Reggie Slack

No. 8, 10, 17
- Position: Quarterback

Personal information
- Born: May 2, 1968 (age 57) Milton, Florida, U.S.

Career information
- High school: Milton
- College: Auburn
- NFL draft: 1990: 12th round, 321st overall pick

Career history
- Houston Oilers (1990–1992); New York/New Jersey Knights (1992); Toronto Argonauts (1993–1994); Hamilton Tiger-Cats (1994); Birmingham Barracudas (1995); Winnipeg Blue Bombers (1995–1996); Saskatchewan Roughriders (1997–1999); Toronto Argonauts (2002); Hamilton Tiger-Cats (2003);

Awards and highlights
- First-team All-SEC (1988); 1990 Hall of Fame Bowl MVP;

= Reggie Slack =

American football player (born 1968)

Reginald Slack (born May 2, 1968) is an American former professional football player who was a quarterback in the Canadian Football League (CFL). He played college football for the Auburn Tigers. He also played professionally in the World League of American Football (WLAF).

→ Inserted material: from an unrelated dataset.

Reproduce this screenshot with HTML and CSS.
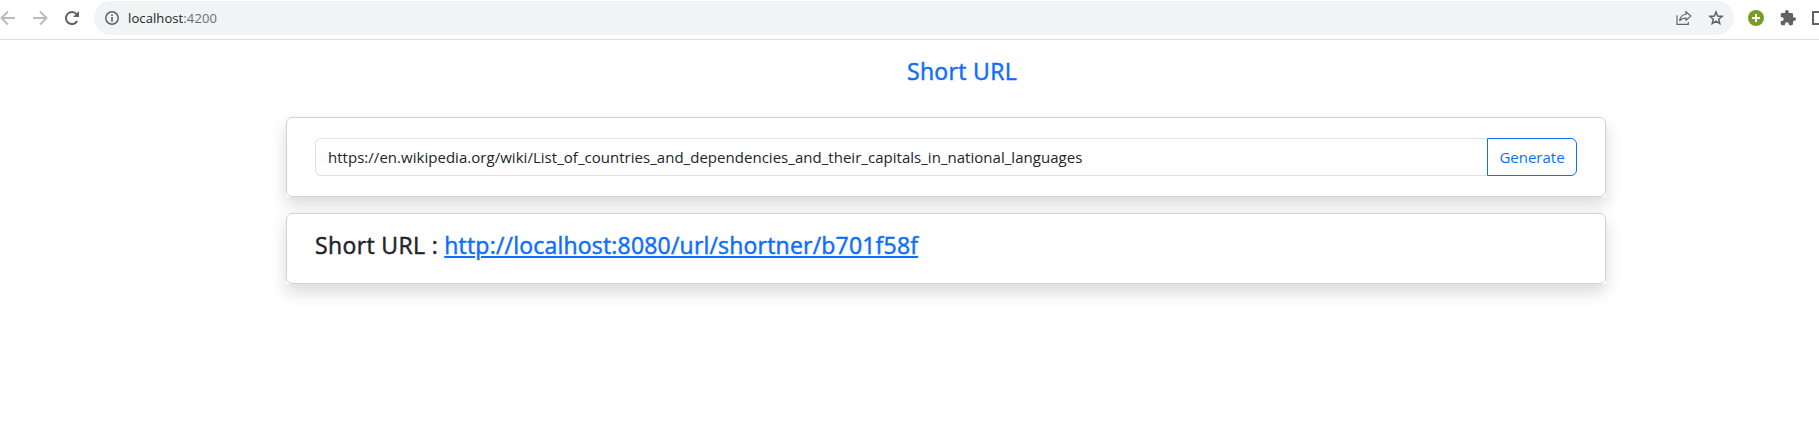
FILE: index.html
```html
<!DOCTYPE html>
<html lang="en">
<head>
<meta charset="utf-8">
<title>Short URL</title>
<link rel="stylesheet" href="styles.css">
</head>
<body>
<header class="toolbar">
  <svg class="nav back" width="16" height="16" viewBox="0 0 16 16"><path d="M15 8H2M8 1.5L1.5 8L8 14.5"/></svg>
  <svg class="nav forward" width="16" height="16" viewBox="0 0 16 16"><path d="M1 8H14M8 1.5L14.5 8L8 14.5"/></svg>
  <svg class="reload" width="16" height="16" viewBox="0 0 16 16"><path d="M13.2 11A6 6 0 1 1 12.6 4.2" fill="none" stroke="#5f6368" stroke-width="2"/><path d="M15 1V7H9Z" fill="#5f6368"/></svg>
  <div class="address">
    <svg class="info" width="14" height="14" viewBox="0 0 14 14"><circle cx="7" cy="7" r="6.2" fill="none" stroke="#5f6368" stroke-width="1.5"/><path d="M6.2 3.3H7.8V4.9H6.2ZM6.2 6.1H7.8V10.7H6.2Z" fill="#5f6368"/></svg>
    <span class="host">localhost<span class="port">:4200</span></span>
    <svg class="share" width="16" height="16" viewBox="0 0 16 16" fill="none" stroke="#5f6368" stroke-width="1.15"><path d="M1 5.2V14.4H12.3V12M10 1.8L14.8 6L10 10.2V8C7.3 8 5.1 8.8 3.5 10.9C4.1 7.3 6.4 4.6 10 4.2Z"/></svg>
    <svg class="star" width="16" height="16" viewBox="0 0 16 16" fill="none" stroke="#5f6368" stroke-width="1.5"><path d="M8 2L9.7 6.1L14.1 6.4L10.7 9.2L11.8 13.6L8 11.2L4.2 13.6L5.3 9.2L1.9 6.4L6.3 6.1Z"/></svg>
  </div>
  <svg class="plus" width="16" height="16" viewBox="0 0 16 16"><circle cx="8" cy="8" r="8" fill="#769e24"/><path d="M8 4V12M4 8H12" stroke="#fff" stroke-width="2"/></svg>
  <svg class="puzzle" width="16" height="16" viewBox="1 1 22 22"><path fill="#5f6368" d="M20.5 11H19V7a2 2 0 0 0-2-2h-4V3.500a2.500 2.500 0 0 0-5 0V5H4a2 2 0 0 0-2 2v3.800h1.500a2.700 2.700 0 0 1 0 5.400H2V20a2 2 0 0 0 2 2h3.800v-1.500a2.700 2.700 0 0 1 5.400 0V22H17a2 2 0 0 0 2-2v-4h1.500a2.500 2.500 0 0 0 0-5z"/></svg>
  <span class="panel-icon"></span>
</header>
<main>
  <h1 class="title">Short URL</h1>
  <section class="shadow">
    <form class="card form-card">
      <input class="url-input" type="text" value="https://en.wikipedia.org/wiki/List_of_countries_and_dependencies_and_their_capitals_in_national_languages">
      <button class="generate" type="button">Generate</button>
    </form>
  </section>
  <section class="shadow">
    <div class="card result-card"><h2 class="result"><span class="label">Short URL :</span> <a class="link" href="#">http://localhost:8080/url/shortner/b701f58f</a></h2></div>
  </section>
</main>
</body>
</html>
```
FILE: styles.css
```css
* { box-sizing: border-box; }
body { margin: 0; min-height: 440px; background: #fff; color: #212529; font-family: "Segoe UI", "Open Sans", "Noto Sans", sans-serif; }
svg { display: block; flex: none; }
.toolbar { display: flex; align-items: center; height: 40px; padding-bottom: 3px; border-bottom: 1px solid #dadce0; overflow: hidden; }
.nav { fill: none; stroke: #babcbe; stroke-width: 2; }
.forward { margin-left: 16px; }
.reload { margin-left: 16px; }
.address { display: flex; align-items: center; width: 1640px; height: 34px; margin-left: 14px; padding: 0 10px 0 11px; border-radius: 17px; background: #f1f3f4; flex: none; }
.host { margin-left: 9px; font-size: 13px; letter-spacing: 0.1px; line-height: 18px; }
.port { color: #6a6e73; }
.share { margin-left: auto; }
.star { margin-left: 16px; }
.plus { margin-left: 14px; }
.puzzle { margin-left: 16px; }
.panel-icon { width: 16px; height: 14px; margin-left: 16px; border: 2px solid #5f6368; flex: none; }
main { width: 1320px; margin-left: 286px; }
.title { margin: 0; padding: 17px 0 31px 32px; text-align: center; font-size: 23px; font-weight: 500; line-height: 29px; letter-spacing: 0.32px; color: #0d6efd; -webkit-text-stroke: 0.5px currentColor; }
.shadow { margin-bottom: 16px; box-shadow: 0 8px 16px rgba(0, 0, 0, .15); }
.card { border: 1px solid #d0d1d2; border-radius: 6px; background: #fff; }
.form-card { display: flex; height: 80px; padding: 20px 28px; }
.url-input { flex: 1; height: 38px; padding: 0 12px; border: 1px solid #dee2e6; border-right: 0; border-radius: 6px 0 0 6px; outline: 0; background: #fff; color: #212529; font: 15px "Segoe UI", "Open Sans", sans-serif; letter-spacing: 0.03px; }
.generate { width: 90px; height: 38px; padding: 0; border: 1px solid #0d6efd; border-radius: 0 6px 6px 0; background: #fff; color: #0d6efd; font: 15px "Segoe UI", "Open Sans", sans-serif; }
.result-card { height: 71px; padding: 17px 28px; }
.result { margin: 0; font-size: 23px; font-weight: 500; line-height: 29px; letter-spacing: 0.2px; white-space: nowrap; -webkit-text-stroke: 0.5px currentColor; }
.label { letter-spacing: 0.36px; }
.link { color: #0d6efd; text-decoration: underline; text-decoration-thickness: 2px; text-underline-offset: 2px; }
```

After spending his collegiate career at Auburn University, Slack was selected in the 12th round (321st overall) of the 1990 NFL draft by the Houston Oilers. He also played in the WLAF for the New York/New Jersey Knights and then played in the CFL with the Winnipeg Blue Bombers and the Saskatchewan Roughriders, whom he led to a Grey Cup appearance in 1997.

Since retiring from football, in 2014 Slack opened a pizza restaurant in Navarre, Florida.